What this song does in a room
The most notable thing this song does in a room is create the conditions for people to receive rather than perform. Most of worship is oriented outward or upward. This song is oriented inward and receptive. People who have been performing worship for years sometimes find in this song a permission to simply be blessed, to stop contributing and start receiving.
In contexts where the song is known from streaming (which is most contemporary church contexts in the United States and United Kingdom), there is an interesting dynamic where the familiarity of the recording creates an emotional association before the first note is played. People know what this song is about before you lead them into it. Use that pre-existing emotional preparation. Do not waste time building what the opening piano chord already started.
Watch the moment when the congregation realizes they are singing a blessing over each other rather than just singing a song about blessing. In some rooms, you can see this recognition happen. People begin looking at the faces around them. Something shifts from individual to communal. That is the song doing exactly what it was designed to do.
What this song is saying about God
God is present, God is facing you, and God's face is the face of favor. That is the theological center of this song in three movements. Every verse and chorus orbits around that center. The God this song depicts is not distant or neutral or conditionally available. He is turned toward his people in the settled orientation of grace.
The song also makes a claim about God's faithfulness across time. The outro, which extends the declaration across generations, is a theological statement about the nature of covenant. God does not bless by the week or the season. He blesses through time. His faithfulness accumulates. The blessing spoken over Abraham is the same blessing available in the room right now through Christ. The song is standing on three thousand years of God's track record when it says "the Lord bless you."
There is a gentle pastoral claim underneath the declaration as well. "He is for you" is not a prosperity gospel slogan in this context. It is the New Testament affirmation of Romans 8:31, set in a minor-to-major musical move that the song's arrangement makes eloquent. The God who is for you is the God who did not spare his own Son. The blessing is that costly and that sure.
Scriptural backbone
Numbers 6:24-26 is the primary text: "The Lord bless you and keep you; the Lord make his face shine on you and be gracious to you; the Lord turn his face toward you and give you peace."

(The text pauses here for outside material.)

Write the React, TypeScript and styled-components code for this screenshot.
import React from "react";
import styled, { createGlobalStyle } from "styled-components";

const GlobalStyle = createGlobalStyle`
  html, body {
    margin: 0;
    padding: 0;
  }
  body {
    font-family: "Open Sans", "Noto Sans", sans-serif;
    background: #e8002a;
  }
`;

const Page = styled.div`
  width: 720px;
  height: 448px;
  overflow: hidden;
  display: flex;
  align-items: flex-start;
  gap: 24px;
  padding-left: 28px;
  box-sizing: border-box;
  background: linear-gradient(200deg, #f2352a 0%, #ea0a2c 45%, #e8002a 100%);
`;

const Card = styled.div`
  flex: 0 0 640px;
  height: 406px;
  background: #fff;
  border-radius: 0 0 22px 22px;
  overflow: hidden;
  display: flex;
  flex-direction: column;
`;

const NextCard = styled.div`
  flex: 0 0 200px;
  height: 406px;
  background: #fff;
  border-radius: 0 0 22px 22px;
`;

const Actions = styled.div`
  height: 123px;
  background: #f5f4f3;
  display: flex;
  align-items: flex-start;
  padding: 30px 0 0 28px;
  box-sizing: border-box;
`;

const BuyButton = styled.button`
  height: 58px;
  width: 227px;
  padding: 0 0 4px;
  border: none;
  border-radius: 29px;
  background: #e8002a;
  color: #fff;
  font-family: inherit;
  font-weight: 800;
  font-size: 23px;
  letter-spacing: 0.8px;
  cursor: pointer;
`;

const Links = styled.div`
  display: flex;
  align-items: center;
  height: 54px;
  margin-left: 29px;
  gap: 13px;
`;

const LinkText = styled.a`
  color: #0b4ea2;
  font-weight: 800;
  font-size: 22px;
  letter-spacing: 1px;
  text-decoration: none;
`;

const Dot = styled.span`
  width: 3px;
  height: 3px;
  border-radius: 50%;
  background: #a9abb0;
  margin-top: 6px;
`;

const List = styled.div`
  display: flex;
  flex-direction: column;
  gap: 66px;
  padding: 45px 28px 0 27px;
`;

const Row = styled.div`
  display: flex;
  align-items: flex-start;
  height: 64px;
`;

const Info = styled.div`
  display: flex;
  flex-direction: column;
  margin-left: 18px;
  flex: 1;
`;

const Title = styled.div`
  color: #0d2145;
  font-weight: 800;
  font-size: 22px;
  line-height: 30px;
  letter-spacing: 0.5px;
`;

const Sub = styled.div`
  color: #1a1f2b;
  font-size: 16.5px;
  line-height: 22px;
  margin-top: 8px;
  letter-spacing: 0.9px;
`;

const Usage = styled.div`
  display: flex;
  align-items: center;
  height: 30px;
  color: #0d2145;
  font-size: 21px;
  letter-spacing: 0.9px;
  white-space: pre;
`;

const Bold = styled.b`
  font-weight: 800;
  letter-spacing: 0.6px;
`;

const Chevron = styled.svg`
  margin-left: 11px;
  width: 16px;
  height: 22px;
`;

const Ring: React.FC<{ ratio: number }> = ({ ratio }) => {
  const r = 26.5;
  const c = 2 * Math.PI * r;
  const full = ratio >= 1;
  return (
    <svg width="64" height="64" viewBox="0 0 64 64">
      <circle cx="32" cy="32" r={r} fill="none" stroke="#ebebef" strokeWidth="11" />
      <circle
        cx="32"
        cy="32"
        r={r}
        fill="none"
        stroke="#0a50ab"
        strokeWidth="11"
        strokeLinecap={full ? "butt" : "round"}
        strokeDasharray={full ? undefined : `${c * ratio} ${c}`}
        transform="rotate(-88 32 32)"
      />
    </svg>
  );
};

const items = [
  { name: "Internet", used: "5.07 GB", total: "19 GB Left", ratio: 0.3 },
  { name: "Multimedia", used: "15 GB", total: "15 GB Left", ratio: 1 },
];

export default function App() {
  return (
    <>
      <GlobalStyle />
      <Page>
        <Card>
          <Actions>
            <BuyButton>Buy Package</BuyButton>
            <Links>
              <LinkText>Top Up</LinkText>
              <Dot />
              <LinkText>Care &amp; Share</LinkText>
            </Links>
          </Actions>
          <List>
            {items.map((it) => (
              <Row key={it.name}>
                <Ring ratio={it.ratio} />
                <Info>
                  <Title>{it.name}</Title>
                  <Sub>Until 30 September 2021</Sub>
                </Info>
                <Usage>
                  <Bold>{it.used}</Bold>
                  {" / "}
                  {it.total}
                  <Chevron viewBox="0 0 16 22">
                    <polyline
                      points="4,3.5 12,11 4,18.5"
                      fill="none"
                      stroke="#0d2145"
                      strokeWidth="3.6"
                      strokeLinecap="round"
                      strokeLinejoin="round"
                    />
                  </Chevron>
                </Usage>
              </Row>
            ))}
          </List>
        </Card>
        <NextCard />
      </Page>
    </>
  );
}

Romans 8:31-32 provides the New Testament weight: "What, then, shall we say in response to these things? If God is for us, who can be against us? He who did not spare his own Son, but gave him up for us all, how will he not also, along with him, graciously give us all things?"
The song stands at the intersection of those two texts. The ancient blessing and the apostolic affirmation are singing the same thing in different keys. When your congregation sings "The Blessing," they are in the middle of a conversation between Numbers and Romans that has been running for two thousand years.

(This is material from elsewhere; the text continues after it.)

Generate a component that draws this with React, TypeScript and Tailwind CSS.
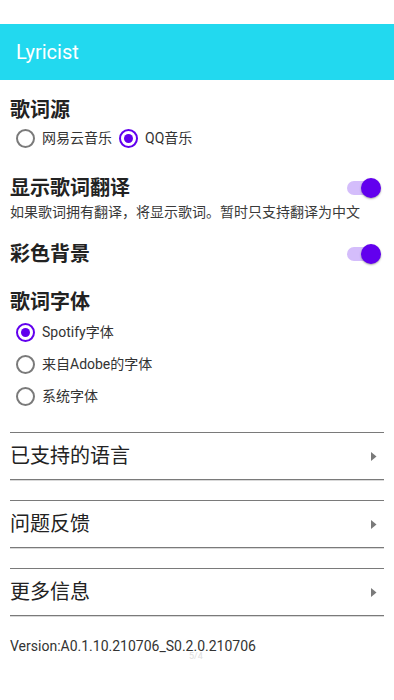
const font = { fontFamily: 'Roboto, "Noto Sans CJK SC", sans-serif' };

const Radio = ({ checked, label }: { checked?: boolean; label: string }) => (
  <div className="flex items-center gap-[7px]">
    {checked ? (
      <span className="flex h-[19px] w-[19px] items-center justify-center rounded-full border-2 border-[#6200ee]">
        <span className="h-[9px] w-[9px] rounded-full bg-[#6200ee]" />
      </span>
    ) : (
      <span className="h-[19px] w-[19px] rounded-full border-2 border-[#7a7a7a]" />
    )}
    <span className="text-[14px] text-[#333]">{label}</span>
  </div>
);

const Toggle = () => (
  <div className="relative h-5 w-[34px]">
    <div className="absolute left-0 top-[3px] h-[14px] w-[28px] rounded-full bg-[#d4bdfb]" />
    <div className="absolute right-0 top-0 h-5 w-5 rounded-full bg-[#6200ee] shadow-[0_1px_2px_rgba(0,0,0,0.35)]" />
  </div>
);

const LinkCard = ({ title, className = "" }: { title: string; className?: string }) => (
  <div
    className={`mx-[10px] flex h-[48px] items-center justify-between border-t border-b border-[#7a7a7a] shadow-[0_1px_0_rgba(0,0,0,0.15)] ${className}`}
  >
    <span className="text-[20px] text-[#222]">{title}</span>
    <svg width="6" height="9" viewBox="0 0 6 9" className="mr-[7px]">
      <path d="M0 0 L5.5 4.5 L0 9 Z" fill="#7a7a7a" />
    </svg>
  </div>
);

export default function App() {
  return (
    <div className="relative h-[700px] w-[394px] overflow-hidden bg-white" style={font}>
      <div className="h-6 bg-white" />
      <div className="flex h-14 items-center bg-[#22d9ef] px-4">
        <span className="text-[20px] text-white">Lyricist</span>
      </div>

      <div className="px-[10px]">
        <div className="mt-4 flex h-7 items-center text-[20px] font-bold text-[#222]">歌词源</div>
        <div className="flex h-7 items-center gap-[7px] pl-[6px]">
          <Radio label="网易云音乐" />
          <Radio checked label="QQ音乐" />
        </div>

        <div className="mt-[22px] flex h-7 items-center justify-between pr-[3px]">
          <span className="text-[20px] font-bold text-[#222]">显示歌词翻译</span>
          <Toggle />
        </div>
        <div className="h-5 text-[14px] leading-5 text-[#3a3a3a]">
          如果歌词拥有翻译，将显示歌词。暂时只支持翻译为中文
        </div>

        <div className="mt-[18px] flex h-7 items-center justify-between pr-[3px]">
          <span className="text-[20px] font-bold text-[#222]">彩色背景</span>
          <Toggle />
        </div>

        <div className="mt-5 flex h-7 items-center text-[20px] font-bold text-[#222]">歌词字体</div>
        <div className="pl-[6px]">
          <div className="flex h-8 items-center">
            <Radio checked label="Spotify字体" />
          </div>
          <div className="flex h-8 items-center">
            <Radio label="来自Adobe的字体" />
          </div>
          <div className="flex h-8 items-center">
            <Radio label="系统字体" />
          </div>
        </div>
      </div>

      <LinkCard title="已支持的语言" className="mt-5" />
      <LinkCard title="问题反馈" className="mt-5" />
      <LinkCard title="更多信息" className="mt-5" />

      <div className="mt-5 px-[10px] text-[14px] leading-5 text-[#333]">
        Version:A0.1.10.210706_S0.2.0.210706
      </div>

      <div className="absolute left-[189px] top-[650px] text-[9px] text-[#ddd]">5/4</div>
    </div>
  );
}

How to use it in a service
The Elevation/Kari Jobe version is one of the most flexible tools in a modern worship leader's library, because congregations know it and the song's emotional register is distinct enough from standard praise anthems to carve out its own space in a service.

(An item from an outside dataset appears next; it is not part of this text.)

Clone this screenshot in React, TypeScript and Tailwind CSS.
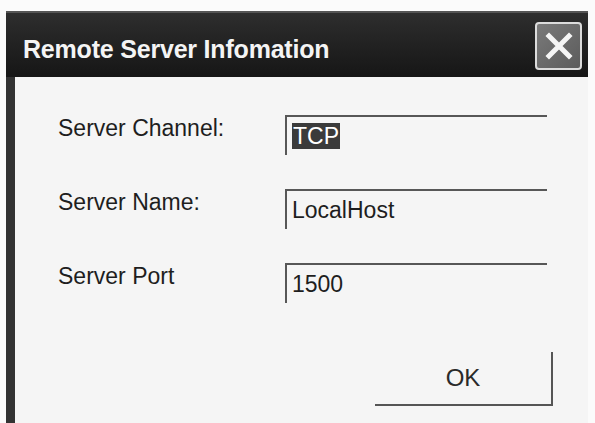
import { useState } from 'react'

const font = { fontFamily: '"Liberation Sans", Arial, sans-serif' }

function Field({ label, value, selected }: { label: string; value: string; selected?: boolean }) {
  return (
    <div className="flex items-start">
      <div className="w-[227px] pt-0 text-[23px] leading-[26px] text-[#1e1e1e]">{label}</div>
      <div className="h-[40px] w-[262px] border-t-2 border-l-2 border-[#575757] pl-[5px] pt-[6px] text-[23px] leading-[26px] text-[#1e1e1e]">
        {selected ? <span className="bg-[#3b3b3b] px-[1px] text-white">{value}</span> : value}
      </div>
    </div>
  )
}

export default function App() {
  const [port] = useState('1500')

  return (
    <div className="h-[423px] w-[595px] overflow-hidden bg-[#fbfbfb] pt-[11px] pr-[7px] pl-[6px]" style={font}>
      <div className="flex h-full flex-col">
        {/* Title bar */}
        <div className="flex h-[66px] items-start justify-between border-t-2 border-[#555] bg-gradient-to-b from-[#2e2e2e] to-[#161616] pt-[0px] pr-[6px] pl-[17px]">
          <span className="pt-[22px] text-[25px] leading-[28px] font-bold tracking-[-0.2px] text-[#f4f4f4]">
            Remote Server Infomation
          </span>
          <button className="mt-[9px] flex h-[48px] w-[47px] items-center justify-center rounded-[4px] border-2 border-[#dcdcdc] bg-gradient-to-br from-[#7a7a7a] to-[#5c5c5c]">
            <svg width="30" height="30" viewBox="0 0 30 30">
              <path d="M5 5 L25 25 M25 5 L5 25" stroke="#f5f5f5" strokeWidth="5" strokeLinecap="square" />
            </svg>
          </button>
        </div>

        {/* Body */}
        <div className="flex flex-1">
          <div className="w-[9px] bg-[#333]" />
          <div className="flex flex-1 flex-col bg-[#f5f5f5] pt-[38px] pl-[43px]">
            <div className="flex flex-col gap-[34px]">
              <Field label="Server Channel:" value="TCP" selected />
              <Field label="Server Name:" value="LocalHost" />
              <Field label="Server Port" value={port} />
            </div>
            <div className="mt-[49px] flex justify-end pr-[35px]">
              <button className="h-[54px] w-[178px] border-r-2 border-b-2 border-[#555] text-[24px] leading-[28px] text-[#2a2a2a]">
                OK
              </button>
            </div>
          </div>
        </div>
      </div>
    </div>
  )
}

Use it as a benediction whenever a formal spoken benediction feels too liturgically foreign for your context. The song does what a spoken benediction does but in a form that carries people along rather than asking them to receive information passively.
Use it as a response to preaching on God's covenant faithfulness, on adoption, on the character of a good father, or on the long arc of God's promises. The song is a theological statement as much as a musical one, and it lands best after content that has prepared the congregation to receive what the song is declaring.
Use it on emotionally significant Sundays: the close of a church year, a pastoral transition, a service of healing, a series on belonging. The song's emotional range is wide enough to serve many of those moments.
Things to watch for as the worship leader
The extended outro is the song's most powerful and most mishandled section. Many worship leaders either cut it short because of time pressure or over-manage it by speaking too frequently during it. The outro is designed to run. Let it run. If you need to land it, land it decisively rather than fading it awkwardly while the band figures out where to stop.
Watch your own emotional engagement during the second and third passes of the chorus. The familiarity of this song can create a kind of autopilot in experienced worship leaders. You have sung it twenty times. Your congregation may need to hear it as if you are singing it for the first time. That takes active preparation before you lead, not just muscle memory.
Be aware of the key for your specific congregation. D is accessible but not effortless for all vocal ranges. If your congregation is predominantly older or includes many untrained singers, dropping to C may increase participation. Listen to whether the room is singing or listening. If they are listening, the key or the tempo may be working against them.
A note for the team behind you (techs, vocalists, band)
For Kari Jobe's vocal moments in this version, the lead vocalist needs to understand that the goal is to sound like the song is being given to the room, not performed at it. The Kari Jobe vocal on the recording has that quality. In your live context, the lead vocalist needs to carry that same orientation regardless of their vocal style.
Keyboards: the piano intro is the emotional anchor. Play it with intention and without rushing. The tempo should feel settled before the first lyric arrives.
Vocalists: in the Elevation version, the backing vocal arrangement in the outro is sophisticated. Brief your vocal team on the stacking order before the service. Know who comes in first, who comes in second, and where the full stack lands. Running the outro harmonies without band in a rehearsal pass is time well spent.
Drummers: if you are moving to sticks in the outro build, that transition is a significant moment in the song. Do not rush it. The transition from brushes to sticks should feel like the blessing expanding, not like the band suddenly waking up. Coordinate with the worship leader on exactly where that transition happens.
Tech team: this version benefits from more room in the house reverb during the outro than during the verses. As the vocals stack, the room sound should feel like it is growing. Balance that against mud in a reflective room. The congregational mic is critical in the outro: people need to hear the body of the church singing around them for the communal dimension of the blessing to land.